The other purpose of linear regression is to identify which of the independent variables or features are most important in predicting the dependent variable. For golfers, this knowledge can inform us as to what aspect of our games on which we should focus more. Coincidentally, it is also the objective of this article. This is where the Beta Coefficient is useful. Essentially, the variable with the greatest Beta Coefficient is the most important variable. Looking at the output from the analysis, Driving Distance has the greatest Beta Coefficient, followed by Driving Accuracy, Distance of Putts Made, and Approach Putt Performance. The Beta Coefficient differs from the Coefficient in that it standardizes each variable so that they can be evaluated on the same scale. Part of the reason that this is necessary is because the raw data for Driving Distance (which is around 300 yards) is much greater than the raw data for Approach Putt Performance (which is around 2 feet). The regular coefficients do not account for these inconsistencies. Therefore, while coefficients are good for making predictions, beta coefficients are necessary for identifying the significance of variables.

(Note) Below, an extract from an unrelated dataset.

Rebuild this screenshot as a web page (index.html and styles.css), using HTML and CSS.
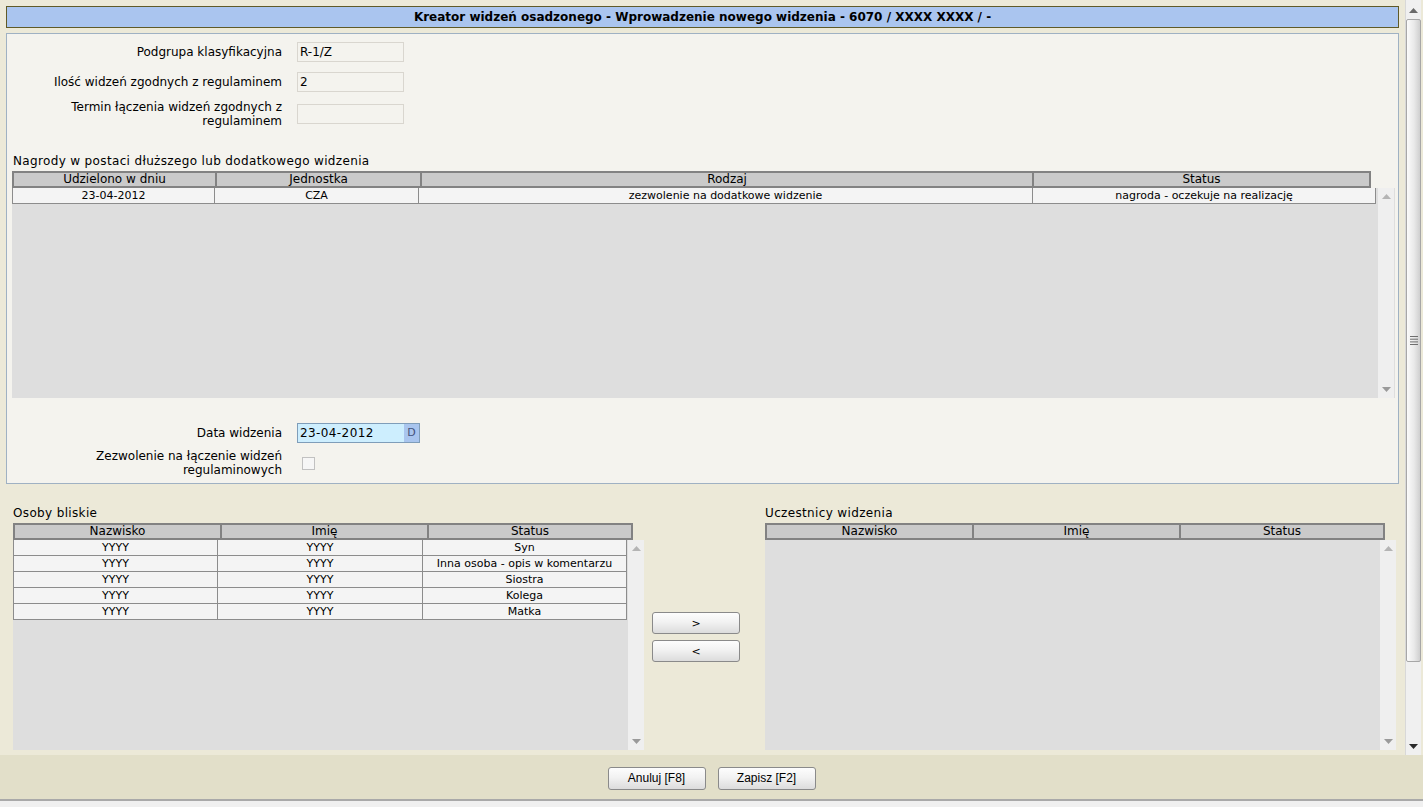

Briefly, the p-value column indicates whether the corresponding variable is worth including the model, e.g., is it worth including Driving Distance. While there are no hard and fast rules in data analytics, typically if the p-value is greater than 0.05, the associated variable should be removed from the analysis. In this case, all variables are 0 which indicates that they all are important to the regression.
Okay, so we have determined our analysis goal, chosen which PGA Tour statistics to use, collected the data, prepared the data, and created a model. It is time to evaluate model and answer our initial question. So, is driving or putting more important? The Beta Coefficients above indicate that driving is convincingly more crucial to the success of a golfer. This is particularly true for PGA Tour golfers. Unfortunately, the games of PGA Tour Professionals are not necessarily reflected in those of amateurs. Nonetheless, the data does not lie, and it seems that professional golfers are driving rather than putting for dough.